**** Data section ****
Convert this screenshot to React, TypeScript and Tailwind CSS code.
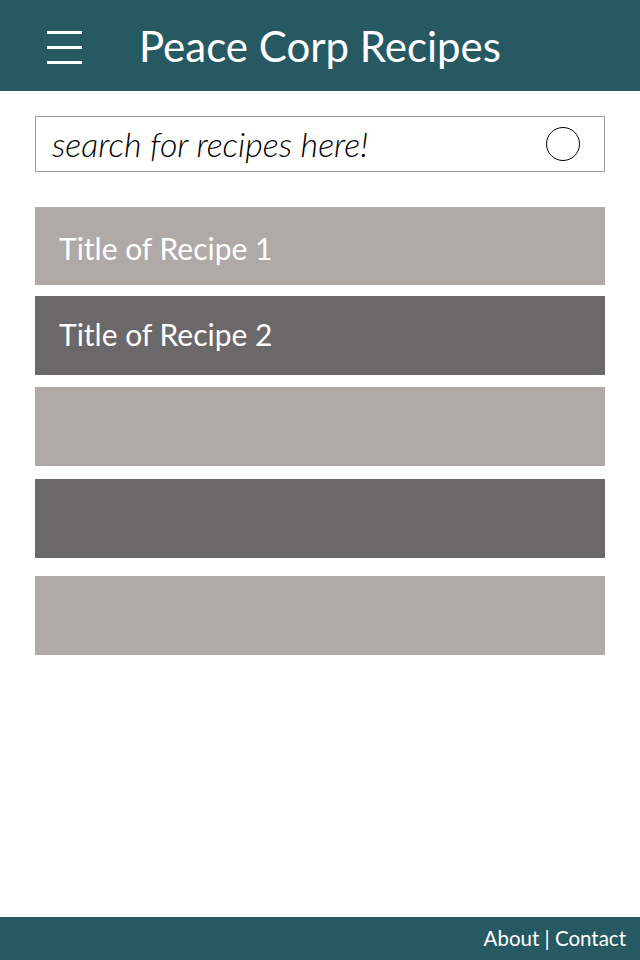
export default function App() {
  const bars = [
    { title: 'Title of Recipe 1', dark: false, cls: 'mt-0 h-[78px] pt-[3px]' },
    { title: 'Title of Recipe 2', dark: true, cls: 'mt-[11px] h-[79px] pb-[4px]' },
    { title: '', dark: false, cls: 'mt-[12px] h-[79px]' },
    { title: '', dark: true, cls: 'mt-[13px] h-[79px]' },
    { title: '', dark: false, cls: 'mt-[18px] h-[79px]' },
  ];

  return (
    <div className="flex h-[960px] w-[640px] flex-col bg-white font-['Lato',sans-serif]">
      <header className="flex h-[91px] items-center bg-[#265961]">
        <div className="ml-[47px] mt-[4px] flex w-[35px] flex-col gap-[12px]">
          <span className="h-[3px] bg-white" />
          <span className="h-[3px] bg-white" />
          <span className="h-[3px] bg-white" />
        </div>
        <h1 className="ml-[57px] text-[42px] leading-none text-white">Peace Corp Recipes</h1>
      </header>

      <main className="flex-1 px-[35px]">
        <div className="mt-[25px] flex h-[56px] items-center border border-[#9a9a9a] pl-[16px] pr-[24px]">
          <span className="flex-1 text-[34px] font-light italic leading-none text-black">search for recipes here!</span>
          <span className="h-[34px] w-[34px] rounded-full border-[1.5px] border-black" />
        </div>

        <div className="mt-[35px] flex flex-col">
          {bars.map((b, i) => (
            <div
              key={i}
              className={`${b.cls} flex items-center px-[24px] text-[30px] leading-none text-white ${
                b.dark ? 'bg-[#6b6869]' : 'bg-[#afa9a8]'
              }`}
            >
              {b.title}
            </div>
          ))}
        </div>
      </main>

      <footer className="flex h-[43px] items-center justify-end bg-[#265961] pr-[14px] text-[20.5px] text-white">
        About | Contact
      </footer>
    </div>
  );
}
****
→ **Problem**
Without the pictures, transcribe the listing above exactly.

→ **Exercise solution**
Convert this screenshot to React, TypeScript and Tailwind CSS code.
export default function App() {
  const bars = [
    { title: 'Title of Recipe 1', dark: false, cls: 'mt-0 h-[78px] pt-[3px]' },
    { title: 'Title of Recipe 2', dark: true, cls: 'mt-[11px] h-[79px] pb-[4px]' },
    { title: '', dark: false, cls: 'mt-[12px] h-[79px]' },
    { title: '', dark: true, cls: 'mt-[13px] h-[79px]' },
    { title: '', dark: false, cls: 'mt-[18px] h-[79px]' },
  ];

  return (
    <div className="flex h-[960px] w-[640px] flex-col bg-white font-['Lato',sans-serif]">
      <header className="flex h-[91px] items-center bg-[#265961]">
        <div className="ml-[47px] mt-[4px] flex w-[35px] flex-col gap-[12px]">
          <span className="h-[3px] bg-white" />
          <span className="h-[3px] bg-white" />
          <span className="h-[3px] bg-white" />
        </div>
        <h1 className="ml-[57px] text-[42px] leading-none text-white">Peace Corp Recipes</h1>
      </header>

      <main className="flex-1 px-[35px]">
        <div className="mt-[25px] flex h-[56px] items-center border border-[#9a9a9a] pl-[16px] pr-[24px]">
          <span className="flex-1 text-[34px] font-light italic leading-none text-black">search for recipes here!</span>
          <span className="h-[34px] w-[34px] rounded-full border-[1.5px] border-black" />
        </div>

        <div className="mt-[35px] flex flex-col">
          {bars.map((b, i) => (
            <div
              key={i}
              className={`${b.cls} flex items-center px-[24px] text-[30px] leading-none text-white ${
                b.dark ? 'bg-[#6b6869]' : 'bg-[#afa9a8]'
              }`}
            >
              {b.title}
            </div>
          ))}
        </div>
      </main>

      <footer className="flex h-[43px] items-center justify-end bg-[#265961] pr-[14px] text-[20.5px] text-white">
        About | Contact
      </footer>
    </div>
  );
}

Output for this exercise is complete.